> Data for processing:
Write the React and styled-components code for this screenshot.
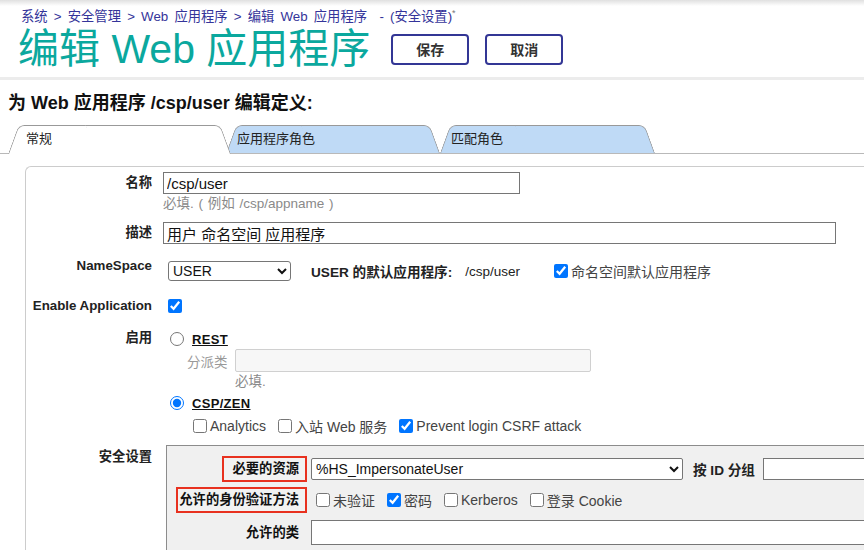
import styled, { createGlobalStyle } from "styled-components";

const Global = createGlobalStyle`
  * { box-sizing: border-box; }
  html, body { margin: 0; background: #fff; overflow: hidden; }
  body {
    font-family: "Liberation Sans", "Noto Sans CJK SC", sans-serif;
    color: #222;
    width: 864px;
    height: 550px;
  }
`;

const Header = styled.header`
  height: 80px;
  padding-top: 5px;
  background: linear-gradient(#e0e0e0, #fff 6px);
  border-bottom: 3px solid #ececec;
`;

const Breadcrumb = styled.div`
  padding-left: 21px;
  font-size: 13.3px;
  line-height: 16px;
  word-spacing: 2.5px;
  color: #34349a;
  white-space: pre;
  sup { font-size: 9px; color: #777; }
`;

const TitleRow = styled.div`
  display: flex;
  align-items: center;
  padding-left: 18px;
  margin-top: 1px;
`;

const Title = styled.h1`
  margin: 0 21px 0 0;
  font-size: 41px;
  line-height: 46px;
  font-weight: normal;
  color: #0ba89e;
`;

const HeadButton = styled.button`
  width: 78px;
  height: 31px;
  margin-right: 16px;
  border: 2px solid #333695;
  border-radius: 4px;
  background: #fff;
  font-family: inherit;
  font-size: 14px;
  font-weight: bold;
  color: #333;
`;

const Heading = styled.h2`
  margin: 0;
  padding: 12px 8px 0;
  font-size: 18px;
  line-height: 22px;
  font-weight: bold;
  color: #111;
`;

const TabBar = styled.div`
  display: flex;
  margin-top: 11px;
  padding-left: 8px;
  height: 29px;
  border-bottom: 1px solid #b9b9b9;
`;

const Tab = styled.div`
  position: relative;
  z-index: ${(p) => (p.$active ? 3 : p.$z)};
  width: ${(p) => p.$w}px;
  height: ${(p) => (p.$active ? 29 : 28)}px;
  margin-left: ${(p) => p.$ml || 0}px;
  padding-left: ${(p) => (p.$active ? 18 : 11)}px;
  font-size: 13px;
  line-height: 28px;
  color: #222;
  &::before, &::after {
    content: "";
    position: absolute;
    top: 0;
    bottom: 0;
    z-index: -1;
    background: ${(p) => (p.$active ? "#fff" : "#bfdaf6")};
    border-top: 1px solid #999;
  }
  &::before {
    left: 0;
    width: 60%;
    border-left: 1px solid #999;
    border-top-left-radius: 6px;
    transform-origin: bottom left;
    transform: skewX(-20deg);
  }
  &::after {
    right: 0;
    width: 60%;
    border-right: 1px solid #999;
    border-top-right-radius: 6px;
    transform-origin: bottom right;
    transform: skewX(20deg);
  }
`;

const FormPanel = styled.div`
  margin: 12px 0 0 25px;
  height: 384px;
  padding-top: 5px;
  border-top: 1px solid #ccc;
  border-left: 1px solid #ccc;
  border-top-left-radius: 6px;
  overflow: hidden;
`;

const Row = styled.div`
  display: grid;
  grid-template-columns: 126px 1fr;
  column-gap: 11px;
  align-items: start;
  margin-top: ${(p) => p.$mt || 0}px;
`;

const Label = styled.div`
  text-align: right;
  font-size: 13.3px;
  font-weight: bold;
  line-height: 16px;
  color: #222;
  margin-top: ${(p) => p.$mt || 0}px;
`;

const TextInput = styled.input`
  display: block;
  flex: ${(p) => (p.$fill ? 1 : "none")};
  width: ${(p) => (p.$fill ? "auto" : `${p.$w}px`)};
  min-width: 0;
  height: ${(p) => p.$h || 22}px;
  padding: 0 3px;
  border: 1px solid ${(p) => (p.disabled ? "#d0d0d0" : "#767676")};
  border-right-width: ${(p) => (p.$fill ? 0 : 1)}px;
  border-radius: ${(p) => (p.disabled ? 2 : 0)}px;
  background: ${(p) => (p.disabled ? "#f7f7f7" : "#fff")};
  font-family: inherit;
  font-size: 15px;
  color: #111;
`;

const Hint = styled.div`
  margin-top: 2px;
  padding-left: ${(p) => p.$pl || 0}px;
  font-size: 13.5px;
  line-height: 16px;
  word-spacing: 1px;
  color: #8a8a8a;
`;

const Inline = styled.div`
  display: flex;
  align-items: center;
  white-space: nowrap;
  height: ${(p) => p.$h || 20}px;
  padding-left: ${(p) => p.$pl || 0}px;
  margin-top: ${(p) => p.$mt || 0}px;
  & > * { flex-shrink: 0; }
`;

const Select = styled.select`
  width: ${(p) => p.$w}px;
  height: ${(p) => p.$h || 20}px;
  margin-left: ${(p) => p.$ml || 0}px;
  border: 1px solid #767676;
  border-radius: ${(p) => p.$r || 3}px;
  background: #fff;
  font-family: inherit;
  font-size: 14px;
  color: #111;
`;

const Strong = styled.span`
  font-size: 13.6px;
  font-weight: bold;
  color: #222;
  margin: ${(p) => p.$m || "0"};
`;

const Plain = styled.span`
  font-size: 13.5px;
  color: #222;
  margin: ${(p) => p.$m || "0"};
`;

const Check = styled.label`
  display: inline-flex;
  align-items: center;
  margin-right: ${(p) => p.$mr ?? 8}px;
  font-size: 14px;
  color: #444;
  input { margin: 0 3px 0 ${(p) => p.$ml || 4}px; width: 14px; height: 14px; }
`;

const Radio = styled.label`
  display: inline-flex;
  align-items: center;
  font-size: 13px;
  font-weight: bold;
  color: #111;
  letter-spacing: 0.3px;
  input { margin: 0 8px 0 7px; width: 14px; height: 14px; }
  span { text-decoration: underline; padding-right: 4px; }
`;

const Muted = styled.span`
  font-size: 13.5px;
  color: #999;
  margin-right: 7px;
`;

const SecPanel = styled.div`
  margin-left: 3px;
  height: 105px;
  padding-top: 10px;
  background: #f0f0f0;
  border-top: 1px solid #8c8c8c;
  border-left: 1px solid #8c8c8c;
`;

const SecRow = styled.div`
  display: grid;
  grid-template-columns: 140px 1fr;
  column-gap: 4px;
  align-items: center;
  height: ${(p) => p.$h}px;
  margin-top: ${(p) => p.$mt || 0}px;
`;

const SecLabel = styled.div`
  justify-self: end;
  white-space: nowrap;
  font-size: 13.3px;
  font-weight: bold;
  line-height: 20px;
  color: #111;
  padding: ${(p) => (p.$boxed ? `1px 6px 1px ${p.$pl}px` : "0 8px 0 0")};
  border: ${(p) => (p.$boxed ? "2px solid #e8311f" : "none")};
  background: ${(p) => (p.$boxed ? "#f2f2f2" : "transparent")};
`;

const FillRow = styled.div`
  display: flex;
  height: ${(p) => p.$h}px;
`;

export default function App() {
  return (
    <>
      <Global />
      <Header>
        <Breadcrumb>
          系统 &gt; 安全管理 &gt; Web 应用程序 &gt; 编辑 Web 应用程序{"  "}- (安全设置)<sup>*</sup>
        </Breadcrumb>
        <TitleRow>
          <Title>编辑 Web 应用程序</Title>
          <HeadButton>保存</HeadButton>
          <HeadButton>取消</HeadButton>
        </TitleRow>
      </Header>

      <Heading>为 Web 应用程序 /csp/user 编辑定义:</Heading>

      <TabBar>
        <Tab $active $w={223}>常规</Tab>
        <Tab $w={214} $ml={-5} $z={2}>应用程序角色</Tab>
        <Tab $w={215} $ml={0} $z={1}>匹配角色</Tab>
      </TabBar>

      <FormPanel>
        <Row>
          <Label $mt={3}>名称</Label>
          <div>
            <TextInput $w={357} defaultValue="/csp/user" />
            <Hint>必填. ( 例如 /csp/appname )</Hint>
          </div>
        </Row>

        <Row $mt={10}>
          <Label $mt={3}>描述</Label>
          <TextInput $w={673} defaultValue="用户 命名空间 应用程序" />
        </Row>

        <Row $mt={17}>
          <Label $mt={-3}>NameSpace</Label>
          <Inline>
            <Select $w={123} $ml={5} defaultValue="USER">
              <option>USER</option>
            </Select>
            <Strong $m="0 13px 0 20px">USER 的默认应用程序:</Strong>
            <Plain $m="0 30px 0 0">/csp/user</Plain>
            <Check $mr={0}>
              <input type="checkbox" defaultChecked />
              命名空间默认应用程序
            </Check>
          </Inline>
        </Row>

        <Row $mt={15}>
          <Label $mt={2}>Enable Application</Label>
          <Inline>
            <Check $ml={5}>
              <input type="checkbox" defaultChecked />
            </Check>
          </Inline>
        </Row>

        <Row $mt={13}>
          <Label $mt={1}>启用</Label>
          <div>
            <Inline>
              <Radio>
                <input type="radio" name="mode" />
                <span>REST</span>
              </Radio>
            </Inline>
            <Inline $h={23} $pl={24}>
              <Muted>分派类</Muted>
              <TextInput $w={356} $h={23} disabled />
            </Inline>
            <Hint $pl={72}>必填.</Hint>
            <Inline $mt={3}>
              <Radio>
                <input type="radio" name="mode" defaultChecked />
                <span>CSP/ZEN</span>
              </Radio>
            </Inline>
            <Inline $mt={3} $pl={26}>
              <Check $ml={4}>
                <input type="checkbox" />
                Analytics
              </Check>
              <Check>
                <input type="checkbox" />
                入站 Web 服务
              </Check>
              <Check>
                <input type="checkbox" defaultChecked />
                Prevent login CSRF attack
              </Check>
            </Inline>
          </div>
        </Row>

        <Row $mt={9}>
          <Label $mt={4}>安全设置</Label>
          <SecPanel>
            <SecRow $h={24}>
              <SecLabel $boxed $pl={9}>必要的资源</SecLabel>
              <Inline $h={24}>
                <Select $w={372} $h={22} $r={2} defaultValue="%HS_ImpersonateUser">
                  <option>%HS_ImpersonateUser</option>
                </Select>
                <Strong $m="0 8px 0 10px">按 ID 分组</Strong>
                <TextInput $fill $h={22} />
              </Inline>
            </SecRow>
            <SecRow $h={26} $mt={7}>
              <SecLabel $boxed $pl={1}>允许的身份验证方法</SecLabel>
              <Inline $h={26}>
                <Check $ml={5}>
                  <input type="checkbox" />
                  未验证
                </Check>
                <Check>
                  <input type="checkbox" defaultChecked />
                  密码
                </Check>
                <Check>
                  <input type="checkbox" />
                  Kerberos
                </Check>
                <Check>
                  <input type="checkbox" />
                  登录 Cookie
                </Check>
              </Inline>
            </SecRow>
            <SecRow $h={25} $mt={7}>
              <SecLabel>允许的类</SecLabel>
              <FillRow $h={25}>
                <TextInput $fill $h={25} />
              </FillRow>
            </SecRow>
          </SecPanel>
        </Row>
      </FormPanel>
    </>
  );
}
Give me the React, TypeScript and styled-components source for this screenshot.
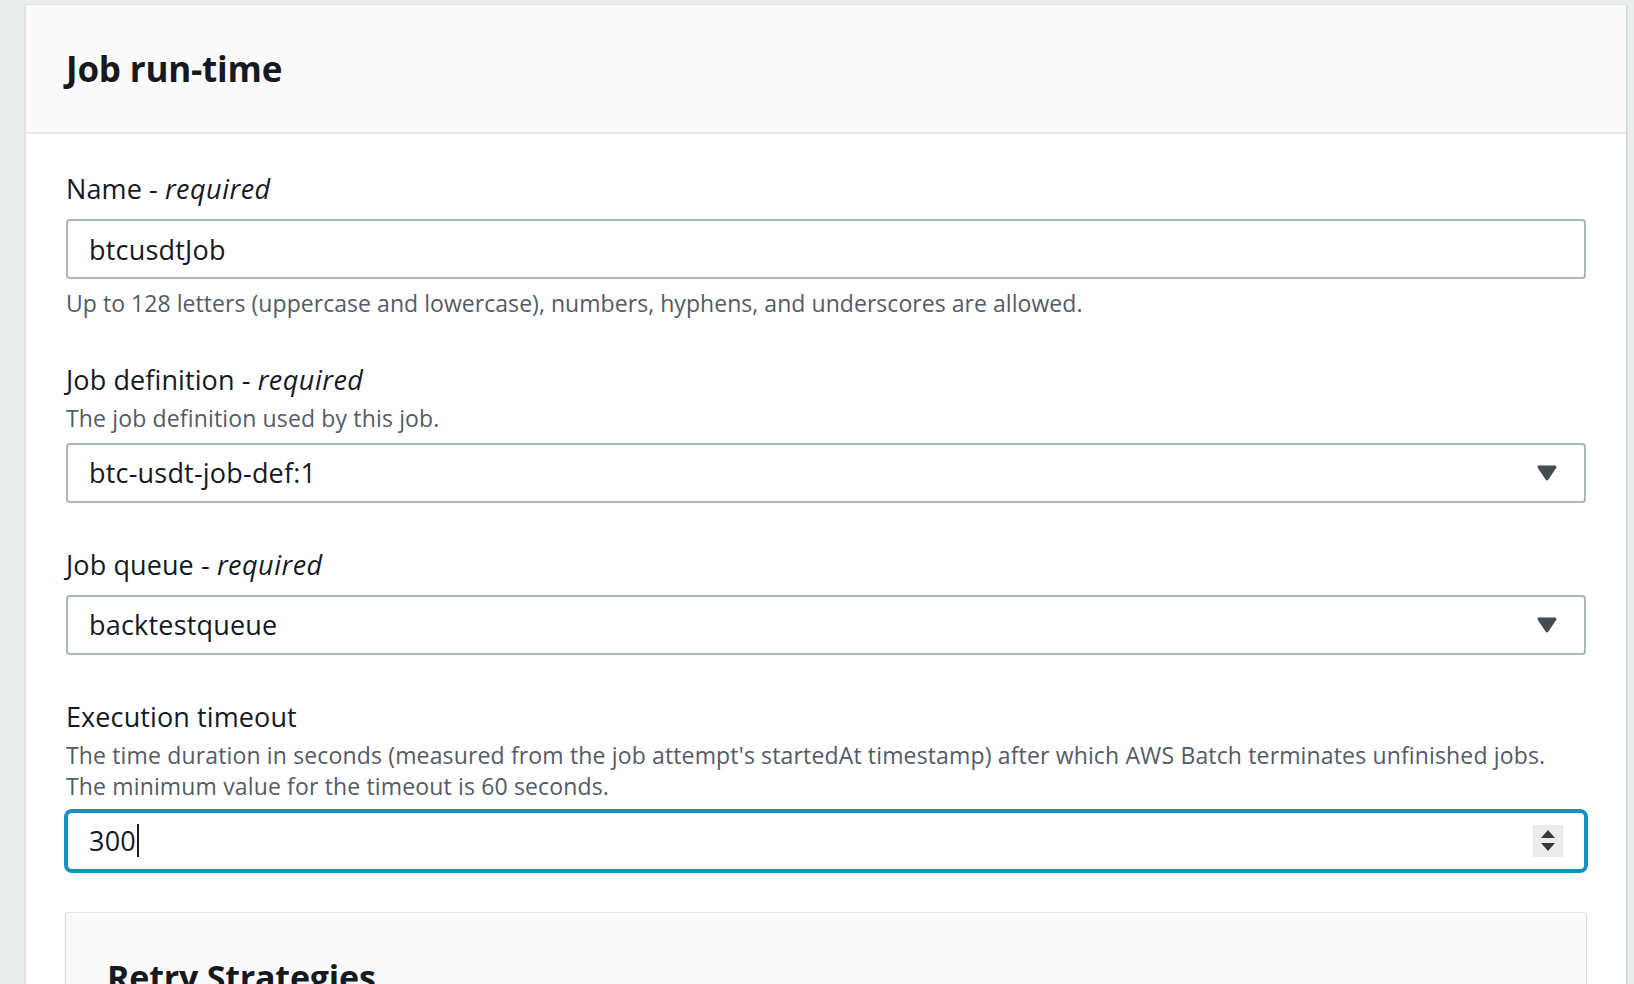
import React from "react";
import styled, { createGlobalStyle } from "styled-components";

const GlobalStyle = createGlobalStyle`
  html, body {
    margin: 0;
    padding: 0;
    background: #eaeded;
    font-family: "Open Sans", "Noto Sans", sans-serif;
    color: #16191f;
  }
  body { overflow: hidden; }
`;

const Page = styled.div`
  height: 984px;
  overflow: hidden;
  padding: 4px 7px 0 25px;
  box-sizing: border-box;
`;

const Card = styled.section`
  background: #ffffff;
  border: 1px solid #dfe2e2;
  border-right-color: #cfd4d4;
  box-shadow: 0 1px 1px 0 rgba(0, 28, 36, 0.25);
  min-height: 1200px;
`;

const Header = styled.header`
  height: 127px;
  display: flex;
  align-items: center;
  padding: 0 40px;
  background: #fafafa;
  border-bottom: 2px solid #e6e9e9;
`;

const Title = styled.h2`
  margin: 0;
  font-size: 35px;
  font-weight: 700;
  line-height: 44px;
  letter-spacing: -0.2px;
  color: #16191f;
`;

const Body = styled.div`
  padding: 39px 40px 0 40px;
  display: flex;
  flex-direction: column;
  gap: 46px;
`;

const Field = styled.div`
  display: flex;
  flex-direction: column;
`;

const Label = styled.label`
  font-size: 27px;
  line-height: 32px;
  letter-spacing: 0.1px;
  color: #16191f;
  em {
    font-style: italic;
    letter-spacing: 0.5px;
  }
`;

const Description = styled.div`
  margin-top: 7px;
  font-size: 23px;
  line-height: 31.5px;
  letter-spacing: 0.15px;
  color: #545b64;
`;

const Help = styled.div`
  margin-top: 9px;
  font-size: 23px;
  line-height: 30px;
  letter-spacing: 0.05px;
  color: #545b64;
`;

const Control = styled.div<{ $focused?: boolean; $gap: number }>`
  margin-top: ${(p) => p.$gap}px;
  height: 60px;
  box-sizing: border-box;
  display: flex;
  align-items: center;
  padding: 0 21px;
  border: 2px solid ${(p) => (p.$focused ? "#1590c2" : "#aab7b8")};
  border-radius: ${(p) => (p.$focused ? "6px" : "4px")};
  box-shadow: ${(p) => (p.$focused ? "0 0 0 2px #1590c2" : "none")};
  background: #ffffff;
  font-size: 27px;
  letter-spacing: 0.2px;
  color: #16191f;
`;

const Value = styled.span`
  flex: 1;
  display: flex;
  align-items: center;
  white-space: nowrap;
`;

const Caret = styled.span`
  display: inline-block;
  width: 2px;
  height: 33px;
  background: #16191f;
  margin-left: 1px;
`;

const Arrow = styled.svg`
  width: 20px;
  height: 16px;
  margin-right: 6px;
  flex: none;
`;

const Stepper = styled.div`
  width: 30px;
  height: 32px;
  background: #ececec;
  display: flex;
  flex-direction: column;
  align-items: center;
  justify-content: center;
  gap: 5px;
  flex: none;
`;

const StepTri = styled.svg`
  width: 14px;
  height: 8px;
  display: block;
`;

const SubCard = styled.section`
  margin-top: 41px;
  background: #fafafa;
  border-top: 1px solid #e3e6e6;
  box-shadow: 0 1px 1px 0 rgba(0, 28, 36, 0.2), 1px 1px 1px 0 rgba(0, 28, 36, 0.12),
    -1px 1px 1px 0 rgba(0, 28, 36, 0.12);
`;

const SubHeader = styled.div`
  height: 128px;
  display: flex;
  align-items: center;
  padding: 0 41px;
`;

const SubTitle = styled(Title)`
  font-size: 34px;
`;

const DropArrow = () => (
  <Arrow viewBox="0 0 20 16">
    <path
      d="M2 2 L18 2 L10 14 Z"
      fill="#444b53"
      stroke="#444b53"
      strokeWidth="3"
      strokeLinejoin="round"
    />
  </Arrow>
);

const Spin = () => (
  <Stepper>
    <StepTri viewBox="0 0 14 8">
      <path d="M7 0 L14 8 L0 8 Z" fill="#3a3a3a" />
    </StepTri>
    <StepTri viewBox="0 0 14 8">
      <path d="M0 0 L14 0 L7 8 Z" fill="#3a3a3a" />
    </StepTri>
  </Stepper>
);

export default function App() {
  return (
    <>
      <GlobalStyle />
      <Page>
        <Card>
          <Header>
            <Title>Job run-time</Title>
          </Header>
          <Body>
            <Field>
              <Label>
                Name - <em>required</em>
              </Label>
              <Control $gap={14}>
                <Value>btcusdtJob</Value>
              </Control>
              <Help>
                Up to 128 letters (uppercase and lowercase), numbers, hyphens, and underscores are allowed.
              </Help>
            </Field>
            <Field>
              <Label>
                Job definition - <em>required</em>
              </Label>
              <Description>The job definition used by this job.</Description>
              <Control $gap={8}>
                <Value>btc-usdt-job-def:1</Value>
                <DropArrow />
              </Control>
            </Field>
            <Field>
              <Label>
                Job queue - <em>required</em>
              </Label>
              <Control $gap={14}>
                <Value>backtestqueue</Value>
                <DropArrow />
              </Control>
            </Field>
            <Field>
              <Label>Execution timeout</Label>
              <Description>
                The time duration in seconds (measured from the job attempt's startedAt timestamp) after which AWS
                Batch terminates unfinished jobs.
                <br />
                The minimum value for the timeout is 60 seconds.
              </Description>
              <Control $gap={8} $focused>
                <Value>
                  300
                  <Caret />
                </Value>
                <Spin />
              </Control>
              <SubCard>
                <SubHeader>
                  <SubTitle>Retry Strategies</SubTitle>
                </SubHeader>
              </SubCard>
            </Field>
          </Body>
        </Card>
      </Page>
    </>
  );
}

> Given exercise:
Search the lines above for the string "components", then show every one that has it.

> Correct result:
Write the React and styled-components code for this screenshot.
import styled, { createGlobalStyle } from "styled-components";
Give me the React, TypeScript and styled-components source for this screenshot.
import styled, { createGlobalStyle } from "styled-components";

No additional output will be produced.